### WHAT IS BEING ASKED:
Find each line with the word "this" and say how many there are, nothing else.

### EXERCISE INPUTS ###

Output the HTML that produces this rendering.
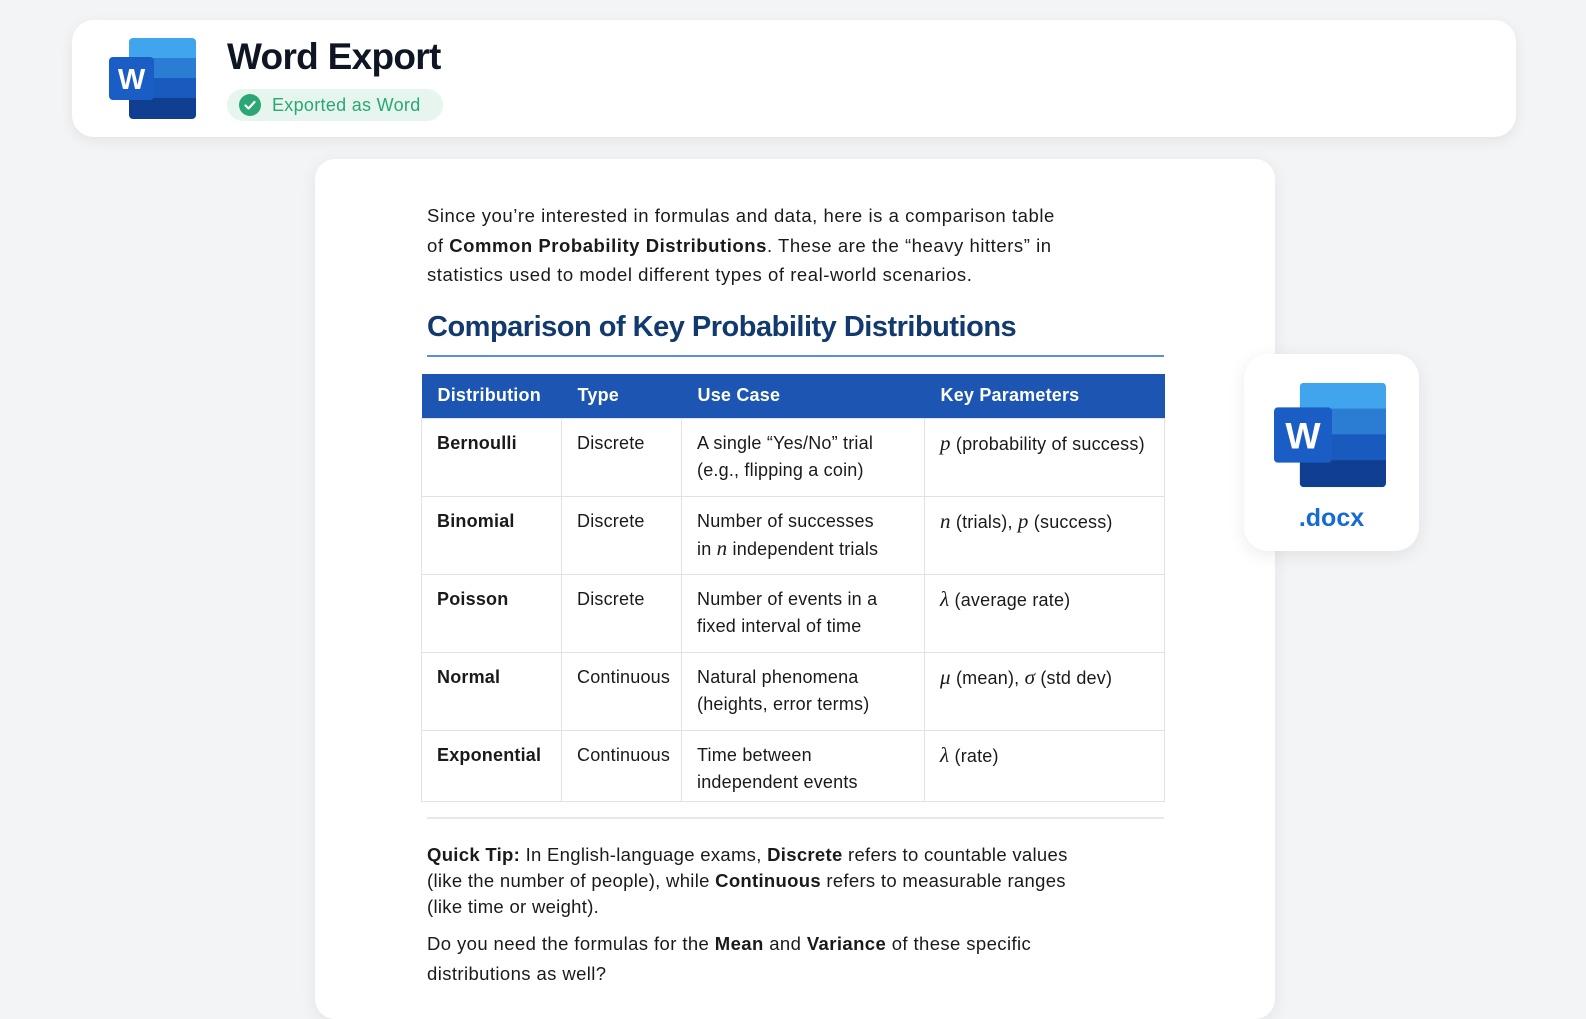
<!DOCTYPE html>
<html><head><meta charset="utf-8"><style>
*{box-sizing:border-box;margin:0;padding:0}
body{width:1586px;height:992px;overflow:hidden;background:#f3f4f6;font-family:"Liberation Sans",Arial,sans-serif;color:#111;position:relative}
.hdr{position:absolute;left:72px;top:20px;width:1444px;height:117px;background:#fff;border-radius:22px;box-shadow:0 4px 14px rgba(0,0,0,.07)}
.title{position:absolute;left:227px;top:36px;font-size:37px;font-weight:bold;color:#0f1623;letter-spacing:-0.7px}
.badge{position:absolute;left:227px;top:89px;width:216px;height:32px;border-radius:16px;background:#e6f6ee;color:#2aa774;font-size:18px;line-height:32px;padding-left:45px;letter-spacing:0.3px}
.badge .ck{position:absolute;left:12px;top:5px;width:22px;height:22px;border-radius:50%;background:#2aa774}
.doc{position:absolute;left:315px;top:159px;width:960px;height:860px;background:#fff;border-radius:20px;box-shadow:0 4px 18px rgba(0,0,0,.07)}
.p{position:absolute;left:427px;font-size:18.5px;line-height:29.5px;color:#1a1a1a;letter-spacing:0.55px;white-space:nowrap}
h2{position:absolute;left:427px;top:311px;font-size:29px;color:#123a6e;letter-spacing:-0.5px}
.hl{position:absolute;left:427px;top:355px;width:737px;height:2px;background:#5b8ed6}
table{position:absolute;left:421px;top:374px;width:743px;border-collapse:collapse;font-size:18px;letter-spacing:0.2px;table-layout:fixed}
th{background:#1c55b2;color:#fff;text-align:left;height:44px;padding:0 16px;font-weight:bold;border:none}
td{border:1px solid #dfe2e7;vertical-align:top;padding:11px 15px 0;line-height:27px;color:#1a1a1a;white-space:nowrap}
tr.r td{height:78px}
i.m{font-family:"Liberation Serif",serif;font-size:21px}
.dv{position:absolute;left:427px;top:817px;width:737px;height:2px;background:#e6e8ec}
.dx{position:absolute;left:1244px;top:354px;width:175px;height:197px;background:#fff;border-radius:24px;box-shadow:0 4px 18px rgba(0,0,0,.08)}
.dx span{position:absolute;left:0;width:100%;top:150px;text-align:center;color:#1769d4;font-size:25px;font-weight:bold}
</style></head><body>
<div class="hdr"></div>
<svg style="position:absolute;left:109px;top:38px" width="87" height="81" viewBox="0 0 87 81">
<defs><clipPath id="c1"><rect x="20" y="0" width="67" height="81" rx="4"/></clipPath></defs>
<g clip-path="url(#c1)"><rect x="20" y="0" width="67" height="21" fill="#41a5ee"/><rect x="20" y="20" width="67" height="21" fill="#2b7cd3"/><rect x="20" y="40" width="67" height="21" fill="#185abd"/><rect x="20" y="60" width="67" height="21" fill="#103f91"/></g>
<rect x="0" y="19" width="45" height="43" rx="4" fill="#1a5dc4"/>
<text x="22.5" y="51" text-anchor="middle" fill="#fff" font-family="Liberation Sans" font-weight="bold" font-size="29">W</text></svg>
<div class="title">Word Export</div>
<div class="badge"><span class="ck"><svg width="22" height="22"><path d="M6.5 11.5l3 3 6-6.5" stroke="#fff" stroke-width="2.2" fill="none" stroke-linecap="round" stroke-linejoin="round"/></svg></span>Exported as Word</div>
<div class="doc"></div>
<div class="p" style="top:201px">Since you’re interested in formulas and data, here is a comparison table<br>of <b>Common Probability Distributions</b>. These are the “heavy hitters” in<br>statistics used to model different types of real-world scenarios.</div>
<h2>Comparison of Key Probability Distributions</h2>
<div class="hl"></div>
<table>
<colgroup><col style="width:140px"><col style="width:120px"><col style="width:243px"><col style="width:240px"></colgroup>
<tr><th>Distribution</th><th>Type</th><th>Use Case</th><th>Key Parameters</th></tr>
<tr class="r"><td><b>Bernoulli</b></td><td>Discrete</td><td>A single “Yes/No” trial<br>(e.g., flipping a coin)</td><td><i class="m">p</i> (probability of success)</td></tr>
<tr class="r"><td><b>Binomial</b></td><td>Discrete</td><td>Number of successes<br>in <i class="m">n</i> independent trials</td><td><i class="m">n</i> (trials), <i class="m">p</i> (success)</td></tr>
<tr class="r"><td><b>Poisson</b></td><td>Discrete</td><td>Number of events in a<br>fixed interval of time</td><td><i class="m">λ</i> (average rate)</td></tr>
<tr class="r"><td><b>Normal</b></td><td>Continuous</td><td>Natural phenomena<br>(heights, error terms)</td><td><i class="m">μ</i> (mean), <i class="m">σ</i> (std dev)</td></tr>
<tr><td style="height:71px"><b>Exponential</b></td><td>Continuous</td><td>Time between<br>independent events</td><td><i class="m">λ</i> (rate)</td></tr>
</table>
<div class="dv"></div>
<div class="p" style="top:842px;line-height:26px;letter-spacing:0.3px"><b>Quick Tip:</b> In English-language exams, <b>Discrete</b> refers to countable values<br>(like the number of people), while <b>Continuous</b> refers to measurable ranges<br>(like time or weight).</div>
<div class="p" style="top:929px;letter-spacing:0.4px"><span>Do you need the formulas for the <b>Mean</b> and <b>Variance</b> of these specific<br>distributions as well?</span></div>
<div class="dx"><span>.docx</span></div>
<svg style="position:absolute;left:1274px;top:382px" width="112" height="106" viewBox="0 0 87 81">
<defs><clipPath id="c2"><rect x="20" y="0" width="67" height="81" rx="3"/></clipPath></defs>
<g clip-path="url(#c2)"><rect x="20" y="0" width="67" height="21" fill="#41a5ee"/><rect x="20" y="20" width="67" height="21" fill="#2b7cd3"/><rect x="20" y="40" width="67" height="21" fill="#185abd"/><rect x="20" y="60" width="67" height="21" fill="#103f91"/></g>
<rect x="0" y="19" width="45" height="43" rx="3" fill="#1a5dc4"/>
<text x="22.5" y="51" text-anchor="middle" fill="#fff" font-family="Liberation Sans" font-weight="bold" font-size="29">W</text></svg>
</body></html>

###
### EXERCISE INPUTS ###

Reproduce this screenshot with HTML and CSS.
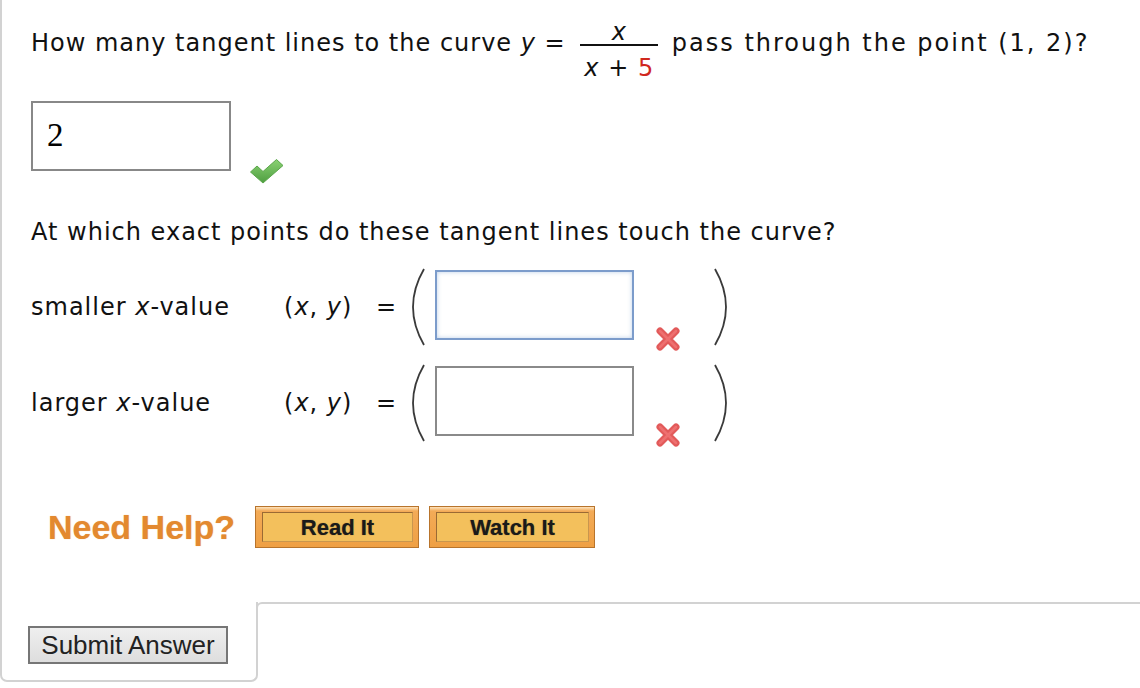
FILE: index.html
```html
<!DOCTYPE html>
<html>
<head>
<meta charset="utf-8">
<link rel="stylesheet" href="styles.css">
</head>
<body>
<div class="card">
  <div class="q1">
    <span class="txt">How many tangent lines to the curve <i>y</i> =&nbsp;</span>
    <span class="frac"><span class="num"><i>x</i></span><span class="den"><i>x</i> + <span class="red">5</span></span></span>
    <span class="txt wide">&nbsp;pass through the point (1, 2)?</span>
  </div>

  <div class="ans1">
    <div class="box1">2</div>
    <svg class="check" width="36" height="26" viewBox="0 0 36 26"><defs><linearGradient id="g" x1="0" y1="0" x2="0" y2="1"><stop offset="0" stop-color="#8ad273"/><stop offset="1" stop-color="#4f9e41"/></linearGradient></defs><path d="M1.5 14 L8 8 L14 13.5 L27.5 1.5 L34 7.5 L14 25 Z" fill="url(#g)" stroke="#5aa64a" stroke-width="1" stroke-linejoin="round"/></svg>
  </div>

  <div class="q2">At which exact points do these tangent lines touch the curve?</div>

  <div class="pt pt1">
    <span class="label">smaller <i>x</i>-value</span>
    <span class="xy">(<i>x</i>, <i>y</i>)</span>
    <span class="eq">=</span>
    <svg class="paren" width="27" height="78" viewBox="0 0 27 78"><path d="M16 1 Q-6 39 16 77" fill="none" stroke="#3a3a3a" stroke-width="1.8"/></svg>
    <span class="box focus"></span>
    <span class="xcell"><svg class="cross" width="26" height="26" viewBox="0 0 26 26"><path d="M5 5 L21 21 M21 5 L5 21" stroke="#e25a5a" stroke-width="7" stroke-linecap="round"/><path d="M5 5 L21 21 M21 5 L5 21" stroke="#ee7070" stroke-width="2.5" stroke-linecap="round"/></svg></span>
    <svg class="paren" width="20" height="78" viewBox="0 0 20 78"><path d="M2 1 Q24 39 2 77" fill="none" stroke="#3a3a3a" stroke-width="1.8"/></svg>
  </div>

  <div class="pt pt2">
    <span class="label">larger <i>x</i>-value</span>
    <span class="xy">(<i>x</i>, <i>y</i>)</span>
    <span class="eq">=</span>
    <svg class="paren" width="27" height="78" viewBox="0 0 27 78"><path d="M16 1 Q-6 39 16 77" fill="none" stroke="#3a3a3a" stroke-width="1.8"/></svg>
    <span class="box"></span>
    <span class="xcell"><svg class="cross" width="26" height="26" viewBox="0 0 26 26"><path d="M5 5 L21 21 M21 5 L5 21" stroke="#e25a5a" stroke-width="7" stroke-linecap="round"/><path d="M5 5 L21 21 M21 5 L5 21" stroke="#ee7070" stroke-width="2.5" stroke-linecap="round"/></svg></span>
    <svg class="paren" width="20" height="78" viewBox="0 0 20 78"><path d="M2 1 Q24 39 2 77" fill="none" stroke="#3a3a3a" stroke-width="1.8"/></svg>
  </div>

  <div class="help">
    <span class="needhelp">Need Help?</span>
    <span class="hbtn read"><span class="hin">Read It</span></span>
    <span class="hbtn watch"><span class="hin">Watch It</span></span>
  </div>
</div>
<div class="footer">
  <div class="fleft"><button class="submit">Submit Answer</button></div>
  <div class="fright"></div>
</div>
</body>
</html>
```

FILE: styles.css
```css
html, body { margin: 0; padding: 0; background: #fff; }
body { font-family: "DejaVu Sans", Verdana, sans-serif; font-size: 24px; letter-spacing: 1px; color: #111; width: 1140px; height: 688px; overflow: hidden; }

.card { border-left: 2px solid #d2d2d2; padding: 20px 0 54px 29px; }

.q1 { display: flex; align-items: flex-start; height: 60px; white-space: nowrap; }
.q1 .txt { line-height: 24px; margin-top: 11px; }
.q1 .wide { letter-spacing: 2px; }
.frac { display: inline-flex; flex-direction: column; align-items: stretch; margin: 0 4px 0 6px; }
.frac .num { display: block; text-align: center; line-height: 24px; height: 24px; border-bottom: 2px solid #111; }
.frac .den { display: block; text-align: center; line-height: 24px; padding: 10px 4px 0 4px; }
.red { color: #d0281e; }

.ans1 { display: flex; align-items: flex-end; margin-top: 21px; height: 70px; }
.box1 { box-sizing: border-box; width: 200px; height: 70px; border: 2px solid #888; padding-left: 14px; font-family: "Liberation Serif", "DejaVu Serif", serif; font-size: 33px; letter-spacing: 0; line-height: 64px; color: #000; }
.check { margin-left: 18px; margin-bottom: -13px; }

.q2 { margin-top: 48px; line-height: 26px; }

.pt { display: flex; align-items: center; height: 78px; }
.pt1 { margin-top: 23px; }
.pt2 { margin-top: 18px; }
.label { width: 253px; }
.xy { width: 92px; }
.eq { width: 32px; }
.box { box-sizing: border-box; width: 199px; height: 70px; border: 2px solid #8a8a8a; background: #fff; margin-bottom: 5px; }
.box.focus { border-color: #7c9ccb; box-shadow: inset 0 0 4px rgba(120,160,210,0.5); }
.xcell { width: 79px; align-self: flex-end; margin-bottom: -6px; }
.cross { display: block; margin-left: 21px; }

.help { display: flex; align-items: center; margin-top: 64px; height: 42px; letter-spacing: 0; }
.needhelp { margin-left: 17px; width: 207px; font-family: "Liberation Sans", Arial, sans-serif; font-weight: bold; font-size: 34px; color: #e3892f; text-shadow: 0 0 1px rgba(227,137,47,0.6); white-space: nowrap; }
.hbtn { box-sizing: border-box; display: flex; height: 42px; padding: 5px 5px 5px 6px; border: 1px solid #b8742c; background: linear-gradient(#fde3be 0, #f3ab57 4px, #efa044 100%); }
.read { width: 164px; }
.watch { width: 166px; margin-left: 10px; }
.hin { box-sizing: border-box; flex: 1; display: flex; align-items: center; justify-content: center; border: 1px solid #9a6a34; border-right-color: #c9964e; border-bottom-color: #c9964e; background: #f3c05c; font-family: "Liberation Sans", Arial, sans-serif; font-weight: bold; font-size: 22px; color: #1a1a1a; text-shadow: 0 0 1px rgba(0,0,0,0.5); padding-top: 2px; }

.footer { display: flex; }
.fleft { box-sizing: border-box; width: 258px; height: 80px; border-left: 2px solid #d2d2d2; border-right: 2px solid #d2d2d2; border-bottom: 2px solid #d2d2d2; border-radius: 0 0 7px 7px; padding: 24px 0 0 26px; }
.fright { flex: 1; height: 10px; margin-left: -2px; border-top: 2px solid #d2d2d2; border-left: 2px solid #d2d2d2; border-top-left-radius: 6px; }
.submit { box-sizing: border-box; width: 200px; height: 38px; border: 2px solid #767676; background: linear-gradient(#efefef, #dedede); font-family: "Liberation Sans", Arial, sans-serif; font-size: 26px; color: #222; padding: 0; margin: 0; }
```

###

### REPLY:
2